Provided records →
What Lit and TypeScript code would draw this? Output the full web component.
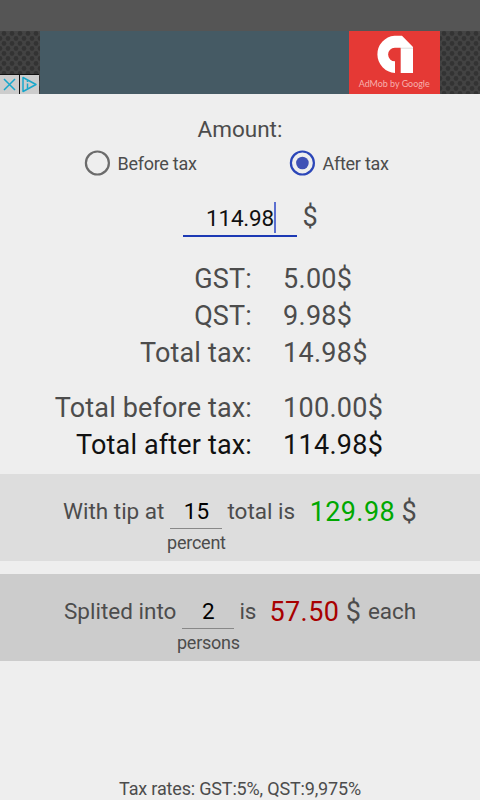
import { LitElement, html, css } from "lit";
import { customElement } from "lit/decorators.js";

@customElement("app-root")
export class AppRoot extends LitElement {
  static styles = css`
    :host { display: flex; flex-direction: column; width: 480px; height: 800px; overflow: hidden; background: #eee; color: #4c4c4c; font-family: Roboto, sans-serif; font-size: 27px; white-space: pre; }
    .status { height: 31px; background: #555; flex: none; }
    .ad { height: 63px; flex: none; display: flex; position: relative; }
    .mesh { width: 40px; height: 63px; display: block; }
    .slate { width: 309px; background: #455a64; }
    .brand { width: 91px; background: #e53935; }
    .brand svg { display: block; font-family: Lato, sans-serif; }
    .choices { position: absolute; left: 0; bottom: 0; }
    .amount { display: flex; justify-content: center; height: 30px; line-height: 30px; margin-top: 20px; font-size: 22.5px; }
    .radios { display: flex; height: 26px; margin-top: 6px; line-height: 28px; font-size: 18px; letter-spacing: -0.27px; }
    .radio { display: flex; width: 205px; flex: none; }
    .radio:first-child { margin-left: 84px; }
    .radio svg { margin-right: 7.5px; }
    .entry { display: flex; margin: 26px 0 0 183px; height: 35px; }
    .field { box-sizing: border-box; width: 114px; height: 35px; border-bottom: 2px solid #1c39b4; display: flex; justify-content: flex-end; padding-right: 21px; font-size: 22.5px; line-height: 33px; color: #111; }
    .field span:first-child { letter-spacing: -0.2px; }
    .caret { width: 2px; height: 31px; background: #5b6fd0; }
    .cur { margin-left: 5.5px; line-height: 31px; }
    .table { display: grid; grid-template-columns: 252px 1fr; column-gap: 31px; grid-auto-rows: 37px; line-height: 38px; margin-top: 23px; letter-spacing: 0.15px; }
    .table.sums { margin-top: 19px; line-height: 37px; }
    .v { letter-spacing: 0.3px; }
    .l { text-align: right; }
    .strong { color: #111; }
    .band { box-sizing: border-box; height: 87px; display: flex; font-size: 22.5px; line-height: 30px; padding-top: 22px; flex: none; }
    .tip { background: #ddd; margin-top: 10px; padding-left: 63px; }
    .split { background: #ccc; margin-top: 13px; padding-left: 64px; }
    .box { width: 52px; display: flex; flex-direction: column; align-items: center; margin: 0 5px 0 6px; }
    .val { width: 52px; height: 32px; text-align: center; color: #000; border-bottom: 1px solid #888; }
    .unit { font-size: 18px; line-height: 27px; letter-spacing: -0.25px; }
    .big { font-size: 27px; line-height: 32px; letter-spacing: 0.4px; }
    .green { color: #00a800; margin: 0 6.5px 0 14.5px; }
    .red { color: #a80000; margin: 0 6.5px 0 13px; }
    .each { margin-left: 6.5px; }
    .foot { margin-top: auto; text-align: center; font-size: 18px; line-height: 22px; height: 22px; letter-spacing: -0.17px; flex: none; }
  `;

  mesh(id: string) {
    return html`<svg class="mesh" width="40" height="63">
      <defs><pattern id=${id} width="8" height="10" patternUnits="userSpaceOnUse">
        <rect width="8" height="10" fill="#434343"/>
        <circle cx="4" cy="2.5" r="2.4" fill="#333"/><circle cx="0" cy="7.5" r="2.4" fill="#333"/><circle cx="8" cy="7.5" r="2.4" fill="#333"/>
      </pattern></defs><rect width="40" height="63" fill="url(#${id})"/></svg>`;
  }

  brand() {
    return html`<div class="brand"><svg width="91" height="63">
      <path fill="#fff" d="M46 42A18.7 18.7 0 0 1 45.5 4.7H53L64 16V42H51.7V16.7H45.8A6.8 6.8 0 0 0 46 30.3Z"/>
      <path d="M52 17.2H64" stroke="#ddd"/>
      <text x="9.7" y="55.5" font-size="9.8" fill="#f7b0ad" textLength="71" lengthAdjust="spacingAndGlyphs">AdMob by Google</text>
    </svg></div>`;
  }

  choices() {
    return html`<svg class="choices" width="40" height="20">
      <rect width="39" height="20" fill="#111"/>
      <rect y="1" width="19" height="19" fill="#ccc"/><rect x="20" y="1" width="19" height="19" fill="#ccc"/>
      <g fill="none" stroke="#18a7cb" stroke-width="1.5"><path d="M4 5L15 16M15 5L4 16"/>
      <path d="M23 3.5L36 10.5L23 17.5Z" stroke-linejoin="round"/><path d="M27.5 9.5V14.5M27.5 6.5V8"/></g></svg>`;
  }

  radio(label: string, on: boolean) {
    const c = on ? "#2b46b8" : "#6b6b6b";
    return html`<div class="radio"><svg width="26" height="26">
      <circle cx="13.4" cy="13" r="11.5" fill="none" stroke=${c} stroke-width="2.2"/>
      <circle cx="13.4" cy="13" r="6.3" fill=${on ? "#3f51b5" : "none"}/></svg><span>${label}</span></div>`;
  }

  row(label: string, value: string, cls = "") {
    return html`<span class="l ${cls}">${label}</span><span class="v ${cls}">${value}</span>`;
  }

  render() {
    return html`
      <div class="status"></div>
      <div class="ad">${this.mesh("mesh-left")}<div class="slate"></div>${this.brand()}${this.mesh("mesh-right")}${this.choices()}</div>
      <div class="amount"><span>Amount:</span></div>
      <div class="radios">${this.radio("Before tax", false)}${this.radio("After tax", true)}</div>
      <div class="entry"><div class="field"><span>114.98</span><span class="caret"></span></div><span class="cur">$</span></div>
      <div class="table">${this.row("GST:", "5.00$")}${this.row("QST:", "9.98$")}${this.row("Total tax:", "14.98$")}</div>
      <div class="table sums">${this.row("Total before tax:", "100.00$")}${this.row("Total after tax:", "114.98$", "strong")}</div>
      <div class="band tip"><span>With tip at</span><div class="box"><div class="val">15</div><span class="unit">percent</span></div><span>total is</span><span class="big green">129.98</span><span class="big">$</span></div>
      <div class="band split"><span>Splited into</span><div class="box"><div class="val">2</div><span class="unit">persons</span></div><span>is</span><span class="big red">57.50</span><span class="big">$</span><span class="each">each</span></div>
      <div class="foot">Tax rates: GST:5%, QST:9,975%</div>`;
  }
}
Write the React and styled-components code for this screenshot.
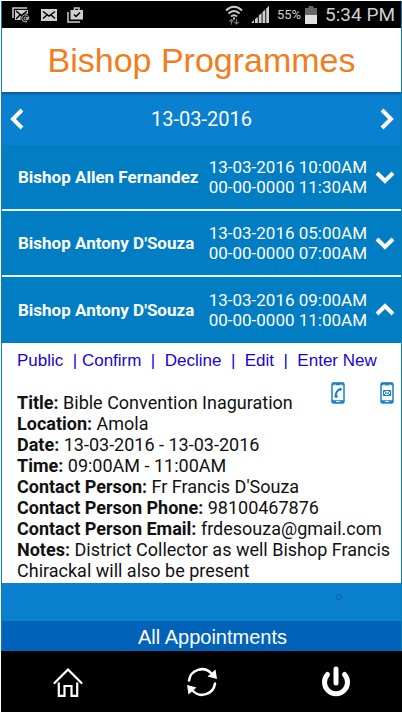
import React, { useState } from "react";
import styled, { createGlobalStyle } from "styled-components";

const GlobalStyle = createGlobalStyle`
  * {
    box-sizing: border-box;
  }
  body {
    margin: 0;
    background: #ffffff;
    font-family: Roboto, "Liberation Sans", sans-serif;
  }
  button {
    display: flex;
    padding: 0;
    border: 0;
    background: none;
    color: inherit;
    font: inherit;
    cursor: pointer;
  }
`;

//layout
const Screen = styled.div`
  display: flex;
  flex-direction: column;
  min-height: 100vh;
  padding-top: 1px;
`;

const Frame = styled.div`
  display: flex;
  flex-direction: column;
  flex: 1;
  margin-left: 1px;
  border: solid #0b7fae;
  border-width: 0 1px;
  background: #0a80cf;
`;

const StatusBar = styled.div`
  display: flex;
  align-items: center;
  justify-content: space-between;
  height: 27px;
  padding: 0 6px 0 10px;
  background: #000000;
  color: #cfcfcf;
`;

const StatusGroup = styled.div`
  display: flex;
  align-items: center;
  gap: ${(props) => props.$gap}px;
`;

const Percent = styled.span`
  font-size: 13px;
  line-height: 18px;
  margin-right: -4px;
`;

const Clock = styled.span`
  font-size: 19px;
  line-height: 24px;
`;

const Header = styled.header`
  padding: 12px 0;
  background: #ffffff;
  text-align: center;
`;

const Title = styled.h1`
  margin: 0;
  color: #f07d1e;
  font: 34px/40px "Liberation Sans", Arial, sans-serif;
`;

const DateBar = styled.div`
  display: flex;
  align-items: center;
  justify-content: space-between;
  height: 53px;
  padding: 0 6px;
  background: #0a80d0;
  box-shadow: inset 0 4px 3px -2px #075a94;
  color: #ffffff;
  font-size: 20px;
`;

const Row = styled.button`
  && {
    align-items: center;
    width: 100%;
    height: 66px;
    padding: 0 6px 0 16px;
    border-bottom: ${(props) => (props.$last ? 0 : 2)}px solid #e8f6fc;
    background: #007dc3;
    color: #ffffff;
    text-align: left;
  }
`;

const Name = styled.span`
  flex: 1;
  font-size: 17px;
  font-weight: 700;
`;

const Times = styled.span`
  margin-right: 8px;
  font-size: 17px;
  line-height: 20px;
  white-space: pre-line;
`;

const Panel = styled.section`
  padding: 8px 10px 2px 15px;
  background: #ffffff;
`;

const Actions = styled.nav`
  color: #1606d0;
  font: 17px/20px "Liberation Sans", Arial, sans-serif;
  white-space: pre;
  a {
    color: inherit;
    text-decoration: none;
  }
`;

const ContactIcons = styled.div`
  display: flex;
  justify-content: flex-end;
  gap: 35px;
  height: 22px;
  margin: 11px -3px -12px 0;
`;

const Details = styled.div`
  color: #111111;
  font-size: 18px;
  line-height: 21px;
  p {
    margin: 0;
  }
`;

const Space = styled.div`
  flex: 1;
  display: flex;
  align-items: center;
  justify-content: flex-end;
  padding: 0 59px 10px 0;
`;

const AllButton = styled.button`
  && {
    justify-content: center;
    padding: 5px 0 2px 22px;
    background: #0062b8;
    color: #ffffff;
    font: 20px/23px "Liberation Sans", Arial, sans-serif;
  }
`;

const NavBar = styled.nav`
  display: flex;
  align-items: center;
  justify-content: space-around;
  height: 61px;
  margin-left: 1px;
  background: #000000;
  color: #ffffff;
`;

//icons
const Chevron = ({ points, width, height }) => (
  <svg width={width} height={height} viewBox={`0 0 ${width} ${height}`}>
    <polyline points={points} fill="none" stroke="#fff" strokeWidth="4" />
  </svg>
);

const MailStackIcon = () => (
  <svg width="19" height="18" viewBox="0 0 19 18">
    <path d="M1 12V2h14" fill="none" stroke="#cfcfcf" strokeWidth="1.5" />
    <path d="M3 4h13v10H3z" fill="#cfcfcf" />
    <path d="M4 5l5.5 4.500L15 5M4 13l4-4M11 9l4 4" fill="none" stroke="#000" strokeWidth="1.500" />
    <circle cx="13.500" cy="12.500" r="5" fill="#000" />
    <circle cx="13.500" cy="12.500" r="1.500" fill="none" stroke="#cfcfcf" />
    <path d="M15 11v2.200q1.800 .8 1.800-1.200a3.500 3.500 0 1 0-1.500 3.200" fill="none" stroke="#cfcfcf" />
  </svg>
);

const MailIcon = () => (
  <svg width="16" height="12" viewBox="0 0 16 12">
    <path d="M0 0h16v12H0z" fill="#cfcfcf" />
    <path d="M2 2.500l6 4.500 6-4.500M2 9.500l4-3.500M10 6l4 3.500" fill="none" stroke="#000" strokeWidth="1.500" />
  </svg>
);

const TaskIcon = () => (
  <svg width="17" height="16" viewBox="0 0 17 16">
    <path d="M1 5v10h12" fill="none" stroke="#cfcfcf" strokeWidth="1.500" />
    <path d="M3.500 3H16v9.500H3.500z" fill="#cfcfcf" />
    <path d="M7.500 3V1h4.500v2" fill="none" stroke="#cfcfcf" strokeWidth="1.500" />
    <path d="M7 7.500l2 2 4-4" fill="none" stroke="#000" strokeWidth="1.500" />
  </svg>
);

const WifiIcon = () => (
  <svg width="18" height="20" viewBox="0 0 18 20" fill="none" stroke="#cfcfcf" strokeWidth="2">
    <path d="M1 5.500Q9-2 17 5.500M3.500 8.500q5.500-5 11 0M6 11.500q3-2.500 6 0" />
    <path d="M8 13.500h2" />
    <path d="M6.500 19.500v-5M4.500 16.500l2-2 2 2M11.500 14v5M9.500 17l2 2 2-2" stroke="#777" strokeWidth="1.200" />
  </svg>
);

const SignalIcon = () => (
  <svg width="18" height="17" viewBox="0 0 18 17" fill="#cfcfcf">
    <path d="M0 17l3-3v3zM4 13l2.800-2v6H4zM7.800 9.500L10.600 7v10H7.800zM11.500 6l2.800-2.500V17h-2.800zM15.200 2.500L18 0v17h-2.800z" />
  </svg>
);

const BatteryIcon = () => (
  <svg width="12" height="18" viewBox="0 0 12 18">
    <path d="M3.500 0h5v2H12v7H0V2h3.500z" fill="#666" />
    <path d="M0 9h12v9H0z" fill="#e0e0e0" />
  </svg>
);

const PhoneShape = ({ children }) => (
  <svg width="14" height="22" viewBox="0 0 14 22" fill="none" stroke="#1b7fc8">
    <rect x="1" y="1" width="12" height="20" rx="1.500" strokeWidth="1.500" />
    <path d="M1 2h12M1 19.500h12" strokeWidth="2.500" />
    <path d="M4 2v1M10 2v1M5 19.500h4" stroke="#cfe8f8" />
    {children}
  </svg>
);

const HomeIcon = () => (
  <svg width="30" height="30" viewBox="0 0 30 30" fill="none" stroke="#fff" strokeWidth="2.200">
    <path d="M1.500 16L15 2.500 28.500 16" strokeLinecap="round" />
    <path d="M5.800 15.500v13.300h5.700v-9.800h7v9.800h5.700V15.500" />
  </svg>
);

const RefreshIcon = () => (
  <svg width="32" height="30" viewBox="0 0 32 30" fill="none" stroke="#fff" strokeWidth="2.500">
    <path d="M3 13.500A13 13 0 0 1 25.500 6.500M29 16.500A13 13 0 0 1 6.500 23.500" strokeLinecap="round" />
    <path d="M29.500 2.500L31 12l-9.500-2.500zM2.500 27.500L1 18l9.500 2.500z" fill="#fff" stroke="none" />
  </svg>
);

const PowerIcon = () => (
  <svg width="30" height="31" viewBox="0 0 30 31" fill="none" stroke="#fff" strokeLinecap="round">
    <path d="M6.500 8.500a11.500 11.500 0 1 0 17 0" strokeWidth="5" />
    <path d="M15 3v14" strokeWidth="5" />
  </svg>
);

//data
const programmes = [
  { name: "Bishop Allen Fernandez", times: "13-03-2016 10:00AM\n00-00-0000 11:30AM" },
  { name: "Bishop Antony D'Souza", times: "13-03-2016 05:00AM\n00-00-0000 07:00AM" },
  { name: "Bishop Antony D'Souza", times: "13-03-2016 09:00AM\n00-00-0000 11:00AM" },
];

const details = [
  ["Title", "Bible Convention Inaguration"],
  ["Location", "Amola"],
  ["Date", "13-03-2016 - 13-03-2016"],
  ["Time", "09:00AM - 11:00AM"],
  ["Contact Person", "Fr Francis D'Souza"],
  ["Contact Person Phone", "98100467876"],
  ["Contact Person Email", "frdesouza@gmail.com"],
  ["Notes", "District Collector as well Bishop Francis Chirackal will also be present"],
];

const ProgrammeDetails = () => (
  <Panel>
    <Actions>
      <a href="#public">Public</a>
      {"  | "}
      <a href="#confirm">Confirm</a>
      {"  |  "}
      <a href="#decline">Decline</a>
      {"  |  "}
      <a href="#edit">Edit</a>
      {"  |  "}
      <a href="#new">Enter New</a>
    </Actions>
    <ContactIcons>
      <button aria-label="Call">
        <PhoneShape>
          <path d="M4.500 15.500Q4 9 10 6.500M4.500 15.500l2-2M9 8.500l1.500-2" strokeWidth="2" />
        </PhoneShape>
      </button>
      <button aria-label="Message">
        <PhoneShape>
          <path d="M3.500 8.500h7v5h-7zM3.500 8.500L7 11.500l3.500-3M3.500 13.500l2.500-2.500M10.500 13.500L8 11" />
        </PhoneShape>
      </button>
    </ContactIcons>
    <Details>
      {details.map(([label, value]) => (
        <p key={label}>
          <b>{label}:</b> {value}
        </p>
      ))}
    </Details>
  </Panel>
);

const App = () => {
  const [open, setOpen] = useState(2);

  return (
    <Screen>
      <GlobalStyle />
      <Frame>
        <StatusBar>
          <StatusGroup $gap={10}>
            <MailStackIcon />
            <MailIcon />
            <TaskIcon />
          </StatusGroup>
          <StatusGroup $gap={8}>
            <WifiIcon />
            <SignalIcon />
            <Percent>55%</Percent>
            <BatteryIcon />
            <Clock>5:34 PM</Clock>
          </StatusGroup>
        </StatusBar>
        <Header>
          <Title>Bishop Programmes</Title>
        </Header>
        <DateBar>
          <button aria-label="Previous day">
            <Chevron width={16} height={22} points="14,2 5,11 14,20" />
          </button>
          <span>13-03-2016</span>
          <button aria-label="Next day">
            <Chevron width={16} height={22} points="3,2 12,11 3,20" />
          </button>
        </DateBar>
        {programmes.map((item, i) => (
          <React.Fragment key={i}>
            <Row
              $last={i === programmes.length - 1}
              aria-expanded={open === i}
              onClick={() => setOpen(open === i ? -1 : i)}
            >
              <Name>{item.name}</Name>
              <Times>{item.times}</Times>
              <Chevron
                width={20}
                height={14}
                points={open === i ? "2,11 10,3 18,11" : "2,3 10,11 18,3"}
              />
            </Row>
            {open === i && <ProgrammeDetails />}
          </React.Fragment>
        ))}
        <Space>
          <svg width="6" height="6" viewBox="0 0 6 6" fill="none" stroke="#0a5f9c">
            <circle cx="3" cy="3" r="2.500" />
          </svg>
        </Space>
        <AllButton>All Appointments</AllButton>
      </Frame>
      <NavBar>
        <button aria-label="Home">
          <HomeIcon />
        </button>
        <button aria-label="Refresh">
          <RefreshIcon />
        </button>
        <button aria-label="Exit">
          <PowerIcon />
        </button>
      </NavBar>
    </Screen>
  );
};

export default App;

Given instruction →
Read the lines above. Gather those in which the string "code" is found.

Problem solution →
What Lit and TypeScript code would draw this? Output the full web component.
Write the React and styled-components code for this screenshot.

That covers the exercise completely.